* start DATA SECTION *

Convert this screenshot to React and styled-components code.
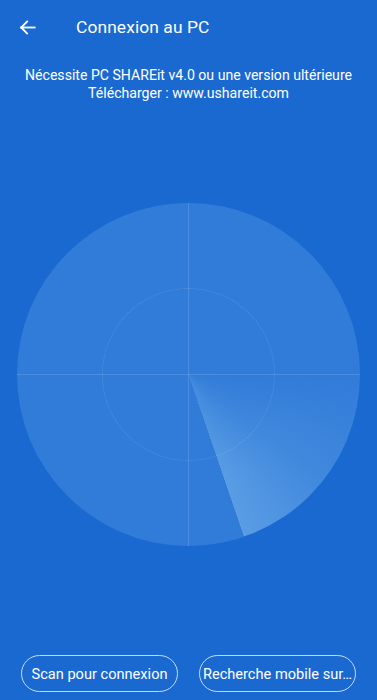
import styled, { createGlobalStyle } from "styled-components";

const GlobalStyle = createGlobalStyle`
  html, body {
    margin: 0;
    padding: 0;
    background: #1a69d1;
  }
  * { box-sizing: border-box; }
`;

const Screen = styled.div`
  width: 377px;
  height: 700px;
  background: #1a69d1;
  color: #fff;
  font-family: Roboto, "Noto Sans", sans-serif;
  display: flex;
  flex-direction: column;
  overflow: hidden;
`;

const Toolbar = styled.div`
  height: 54px;
  display: flex;
  align-items: center;
  padding-left: 16px;
`;

const BackButton = styled.button`
  width: 22px;
  height: 22px;
  padding: 0;
  border: none;
  background: none;
  color: #fff;
  display: flex;
  align-items: center;
  justify-content: center;
`;

const Title = styled.h1`
  margin: 0 0 0 38px;
  font-size: 17.4px;
  font-weight: 400;
  letter-spacing: 0.1px;
`;

const Info = styled.p`
  margin: 12px 0 0;
  text-align: center;
  font-size: 14.1px;
  line-height: 18px;
`;

const RadarArea = styled.div`
  flex: 1;
  display: flex;
  justify-content: center;
  padding-top: 101px;
`;

const Radar = styled.div`
  position: relative;
  width: 343px;
  height: 343px;
  border-radius: 50%;
  background: #317cd9;
  overflow: hidden;
`;

const Sweep = styled.div`
  position: absolute;
  inset: 0;
  border-radius: 50%;
  background: conic-gradient(
    from 90deg,
    rgba(120, 180, 235, 0) 0deg,
    rgba(120, 180, 235, 0.25) 40deg,
    rgba(130, 190, 240, 0.5) 71deg,
    rgba(0, 0, 0, 0) 71.2deg
  );
  -webkit-mask-image: radial-gradient(circle, rgba(0,0,0,0.45) 0%, #000 45%);
  mask-image: radial-gradient(circle, rgba(0,0,0,0.45) 0%, #000 45%);
`;

const Axis = styled.div`
  position: absolute;
  background: rgba(255, 255, 255, 0.13);
  ${({ $vertical }) =>
    $vertical
      ? "left: 171px; top: 0; bottom: 0; width: 1px;"
      : "top: 171px; left: 0; right: 0; height: 1px;"}
`;

const InnerRing = styled.div`
  position: absolute;
  left: 85px;
  top: 85px;
  width: 173px;
  height: 173px;
  border-radius: 50%;
  border: 1px dotted rgba(255, 255, 255, 0.16);
`;

const Actions = styled.div`
  display: flex;
  justify-content: space-between;
  padding: 0 21px 8px;
`;

const PillButton = styled.button`
  width: 157px;
  height: 37px;
  border: 1px solid rgba(255, 255, 255, 0.75);
  border-radius: 19px;
  background: transparent;
  color: #fff;
  font-family: Roboto, "Noto Sans", sans-serif;
  font-size: 14.6px;
  padding: 0 1px;
  white-space: nowrap;
  overflow: hidden;
  text-overflow: ellipsis;
`;

export default function App() {
  return (
    <>
      <GlobalStyle />
      <Screen>
        <Toolbar>
          <BackButton aria-label="Retour">
            <svg width="19" height="19" viewBox="0 0 24 24" fill="none" stroke="#fff" strokeWidth="2.3" strokeLinecap="square">
              <path d="M21 12H4" />
              <path d="M11.5 4.5L4 12l7.5 7.5" />
            </svg>
          </BackButton>
          <Title>Connexion au PC</Title>
        </Toolbar>
        <Info>
          Nécessite PC SHAREit v4.0 ou une version ultérieure
          <br />
          Télécharger : www.ushareit.com
        </Info>
        <RadarArea>
          <Radar>
            <Sweep />
            <InnerRing />
            <Axis />
            <Axis $vertical />
          </Radar>
        </RadarArea>
        <Actions>
          <PillButton>Scan pour connexion</PillButton>
          <PillButton>Recherche mobile sur…</PillButton>
        </Actions>
      </Screen>
    </>
  );
}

* end DATA SECTION *

**DESCRIPTION OF THE TASK:** What is the number of lines above that contain "components"? Answer with that number only.

**OUTPUT BELOW:** 2